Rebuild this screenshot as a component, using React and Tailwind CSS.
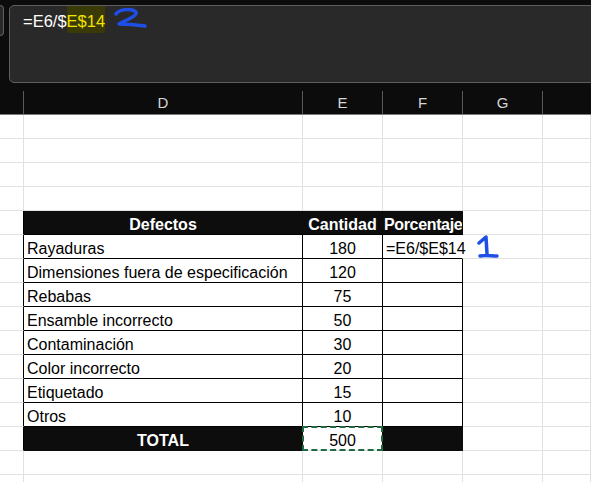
const data = [
  ['Rayaduras', 180],
  ['Dimensiones fuera de especificación', 120],
  ['Rebabas', 75],
  ['Ensamble incorrecto', 50],
  ['Contaminación', 30],
  ['Color incorrecto', 20],
  ['Etiquetado', 15],
  ['Otros', 10],
]

const grid = 'border-r border-b border-[#e1e1e1]'
const line = 'border-r border-b border-black'

function Row({ children }) {
  return <div className="flex h-[24px]">{children}</div>
}

function Cell({ w, cls = grid, children, center, relative }) {
  return (
    <div className={`${w} ${cls} h-[24px] shrink-0 flex items-end leading-[18px] whitespace-nowrap ${center ? 'justify-center' : 'pl-[3px]'} ${relative ? 'relative' : ''}`}>
      {children}
    </div>
  )
}

function EmptyRow() {
  return (
    <Row>
      <Cell w="w-[24px]" />
      <Cell w="w-[279px]" />
      <Cell w="w-[80px]" />
      <Cell w="w-[80px]" />
      <Cell w="w-[80px]" />
      <Cell w="flex-1" />
    </Row>
  )
}

export default function App() {
  return (
    <div className="relative w-[591px] h-[482px] overflow-hidden bg-white text-[16px]" style={{ fontFamily: '"Liberation Sans", Arial, sans-serif' }}>

      {/* Formula bar */}
      <div className="h-[91px] bg-[#0c0c0c] flex items-start">
        <div className="w-[4px] h-[31px] mt-[5px] border border-l-0 border-[#5e5e5e] rounded-r-[4px] bg-[#292929]" />
        <div className="flex-1 ml-[5px] -mr-[10px] mt-[5px] h-[78px] border border-[#5e5e5e] rounded-[5px] bg-[#292929] flex items-start pl-[13px] text-[16.5px]">
          <span className="mt-[6px] leading-[18px] text-white">=E6/$</span>
          <span className="pt-[6px] pb-[3px] leading-[18px] text-[#f2e300] bg-[#3a3a06] rounded-b-[3px]">E$14</span>
          <svg className="ml-[9px] mt-[1px]" width="34" height="22" viewBox="0 0 34 22" fill="none">
            <path d="M2 7 C5 2, 18 1, 22 5 C24 9, 12 13, 5 17 C14 17, 24 18, 31 19" stroke="#1f4ee6" strokeWidth="3.5" strokeLinecap="round" strokeLinejoin="round" />
          </svg>
        </div>
      </div>

      {/* Column headers */}
      <div className="flex h-[24px] bg-[#0c0c0c] border-b border-[#7a7a7a] text-[15px] text-[#d6d6d6]">
        <div className="w-[24px] shrink-0 border-r border-[#5a5a5a]" />
        <div className="w-[279px] shrink-0 border-r border-[#5a5a5a] flex items-center justify-center pt-[2px]">D</div>
        <div className="w-[80px] shrink-0 border-r border-[#5a5a5a] flex items-center justify-center pt-[2px]">E</div>
        <div className="w-[80px] shrink-0 border-r border-[#5a5a5a] flex items-center justify-center pt-[2px]">F</div>
        <div className="w-[80px] shrink-0 border-r border-[#5a5a5a] flex items-center justify-center pt-[2px]">G</div>
        <div className="flex-1" />
      </div>

      {/* Sheet */}
      <EmptyRow />
      <EmptyRow />
      <EmptyRow />
      <EmptyRow />

      <Row>
        <Cell w="w-[24px]" cls="border-r border-b border-r-black border-b-[#e1e1e1]" />
        <Cell w="w-[279px]" cls="bg-[#0d0d0d] border-r border-b border-[#0d0d0d] border-b-black text-white font-bold" center>Defectos</Cell>
        <Cell w="w-[80px]" cls="bg-[#0d0d0d] border-r border-b border-[#0d0d0d] border-b-black text-white font-bold" center>Cantidad</Cell>
        <div className="w-[80px] h-[24px] shrink-0 bg-[#0d0d0d] border-r border-b border-[#0d0d0d] border-b-black text-white font-bold flex items-end leading-[18px] pl-[1px] overflow-hidden whitespace-nowrap tracking-[-0.35px]">Porcentaje</div>
        <Cell w="w-[80px]" />
        <Cell w="flex-1" />
      </Row>

      {data.map(([name, qty], i) => (
        <Row key={name}>
          <Cell w="w-[24px]" cls="border-r border-b border-r-black border-b-[#e1e1e1]" />
          <Cell w="w-[279px]" cls={`${line} text-black`}>{name}</Cell>
          <Cell w="w-[80px]" cls={`${line} text-black`} center>{qty}</Cell>
          {i === 0 ? (
            <Cell w="w-[80px]" cls="border-r border-b border-r-white border-b-black text-black relative z-10">=E6/$E$14</Cell>
          ) : (
            <Cell w="w-[80px]" cls={line} />
          )}
          <Cell w="w-[80px]" />
          <Cell w="flex-1" />
        </Row>
      ))}

      <Row>
        <Cell w="w-[24px]" cls="border-r border-b border-r-black border-b-[#e1e1e1]" />
        <Cell w="w-[279px]" cls="bg-[#0d0d0d] border-r border-b border-[#0d0d0d] text-white font-bold" center>TOTAL</Cell>
        <Cell w="w-[80px]" cls="border-r border-b border-r-[#0d0d0d] border-b-[#e1e1e1] text-black" center relative>
          500
          <div className="absolute -inset-px border-2 border-dashed border-[#1e6b41]" />
        </Cell>
        <Cell w="w-[80px]" cls="bg-[#0d0d0d] border-r border-b border-[#0d0d0d]" />
        <Cell w="w-[80px]" />
        <Cell w="flex-1" />
      </Row>

      <EmptyRow />
      <EmptyRow />

      {/* Handwritten annotation */}
      <svg className="absolute left-[477px] top-[234px]" width="24" height="26" viewBox="0 0 24 26" fill="none">
        <path d="M2 9 L9 3 L10 20 M3 22 C8 21, 14 22, 20 22" stroke="#1f4ee6" strokeWidth="3.5" strokeLinecap="round" strokeLinejoin="round" />
      </svg>
    </div>
  )
}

BRIEF
Skip the pictures, then retype every line above exactly.

EXPECTED OUTPUT
Rebuild this screenshot as a component, using React and Tailwind CSS.
const data = [
  ['Rayaduras', 180],
  ['Dimensiones fuera de especificación', 120],
  ['Rebabas', 75],
  ['Ensamble incorrecto', 50],
  ['Contaminación', 30],
  ['Color incorrecto', 20],
  ['Etiquetado', 15],
  ['Otros', 10],
]

const grid = 'border-r border-b border-[#e1e1e1]'
const line = 'border-r border-b border-black'

function Row({ children }) {
  return <div className="flex h-[24px]">{children}</div>
}

function Cell({ w, cls = grid, children, center, relative }) {
  return (
    <div className={`${w} ${cls} h-[24px] shrink-0 flex items-end leading-[18px] whitespace-nowrap ${center ? 'justify-center' : 'pl-[3px]'} ${relative ? 'relative' : ''}`}>
      {children}
    </div>
  )
}

function EmptyRow() {
  return (
    <Row>
      <Cell w="w-[24px]" />
      <Cell w="w-[279px]" />
      <Cell w="w-[80px]" />
      <Cell w="w-[80px]" />
      <Cell w="w-[80px]" />
      <Cell w="flex-1" />
    </Row>
  )
}

export default function App() {
  return (
    <div className="relative w-[591px] h-[482px] overflow-hidden bg-white text-[16px]" style={{ fontFamily: '"Liberation Sans", Arial, sans-serif' }}>

      {/* Formula bar */}
      <div className="h-[91px] bg-[#0c0c0c] flex items-start">
        <div className="w-[4px] h-[31px] mt-[5px] border border-l-0 border-[#5e5e5e] rounded-r-[4px] bg-[#292929]" />
        <div className="flex-1 ml-[5px] -mr-[10px] mt-[5px] h-[78px] border border-[#5e5e5e] rounded-[5px] bg-[#292929] flex items-start pl-[13px] text-[16.5px]">
          <span className="mt-[6px] leading-[18px] text-white">=E6/$</span>
          <span className="pt-[6px] pb-[3px] leading-[18px] text-[#f2e300] bg-[#3a3a06] rounded-b-[3px]">E$14</span>
          <svg className="ml-[9px] mt-[1px]" width="34" height="22" viewBox="0 0 34 22" fill="none">
            <path d="M2 7 C5 2, 18 1, 22 5 C24 9, 12 13, 5 17 C14 17, 24 18, 31 19" stroke="#1f4ee6" strokeWidth="3.5" strokeLinecap="round" strokeLinejoin="round" />
          </svg>
        </div>
      </div>

      {/* Column headers */}
      <div className="flex h-[24px] bg-[#0c0c0c] border-b border-[#7a7a7a] text-[15px] text-[#d6d6d6]">
        <div className="w-[24px] shrink-0 border-r border-[#5a5a5a]" />
        <div className="w-[279px] shrink-0 border-r border-[#5a5a5a] flex items-center justify-center pt-[2px]">D</div>
        <div className="w-[80px] shrink-0 border-r border-[#5a5a5a] flex items-center justify-center pt-[2px]">E</div>
        <div className="w-[80px] shrink-0 border-r border-[#5a5a5a] flex items-center justify-center pt-[2px]">F</div>
        <div className="w-[80px] shrink-0 border-r border-[#5a5a5a] flex items-center justify-center pt-[2px]">G</div>
        <div className="flex-1" />
      </div>

      {/* Sheet */}
      <EmptyRow />
      <EmptyRow />
      <EmptyRow />
      <EmptyRow />

      <Row>
        <Cell w="w-[24px]" cls="border-r border-b border-r-black border-b-[#e1e1e1]" />
        <Cell w="w-[279px]" cls="bg-[#0d0d0d] border-r border-b border-[#0d0d0d] border-b-black text-white font-bold" center>Defectos</Cell>
        <Cell w="w-[80px]" cls="bg-[#0d0d0d] border-r border-b border-[#0d0d0d] border-b-black text-white font-bold" center>Cantidad</Cell>
        <div className="w-[80px] h-[24px] shrink-0 bg-[#0d0d0d] border-r border-b border-[#0d0d0d] border-b-black text-white font-bold flex items-end leading-[18px] pl-[1px] overflow-hidden whitespace-nowrap tracking-[-0.35px]">Porcentaje</div>
        <Cell w="w-[80px]" />
        <Cell w="flex-1" />
      </Row>

      {data.map(([name, qty], i) => (
        <Row key={name}>
          <Cell w="w-[24px]" cls="border-r border-b border-r-black border-b-[#e1e1e1]" />
          <Cell w="w-[279px]" cls={`${line} text-black`}>{name}</Cell>
          <Cell w="w-[80px]" cls={`${line} text-black`} center>{qty}</Cell>
          {i === 0 ? (
            <Cell w="w-[80px]" cls="border-r border-b border-r-white border-b-black text-black relative z-10">=E6/$E$14</Cell>
          ) : (
            <Cell w="w-[80px]" cls={line} />
          )}
          <Cell w="w-[80px]" />
          <Cell w="flex-1" />
        </Row>
      ))}

      <Row>
        <Cell w="w-[24px]" cls="border-r border-b border-r-black border-b-[#e1e1e1]" />
        <Cell w="w-[279px]" cls="bg-[#0d0d0d] border-r border-b border-[#0d0d0d] text-white font-bold" center>TOTAL</Cell>
        <Cell w="w-[80px]" cls="border-r border-b border-r-[#0d0d0d] border-b-[#e1e1e1] text-black" center relative>
          500
          <div className="absolute -inset-px border-2 border-dashed border-[#1e6b41]" />
        </Cell>
        <Cell w="w-[80px]" cls="bg-[#0d0d0d] border-r border-b border-[#0d0d0d]" />
        <Cell w="w-[80px]" />
        <Cell w="flex-1" />
      </Row>

      <EmptyRow />
      <EmptyRow />

      {/* Handwritten annotation */}
      <svg className="absolute left-[477px] top-[234px]" width="24" height="26" viewBox="0 0 24 26" fill="none">
        <path d="M2 9 L9 3 L10 20 M3 22 C8 21, 14 22, 20 22" stroke="#1f4ee6" strokeWidth="3.5" strokeLinecap="round" strokeLinejoin="round" />
      </svg>
    </div>
  )
}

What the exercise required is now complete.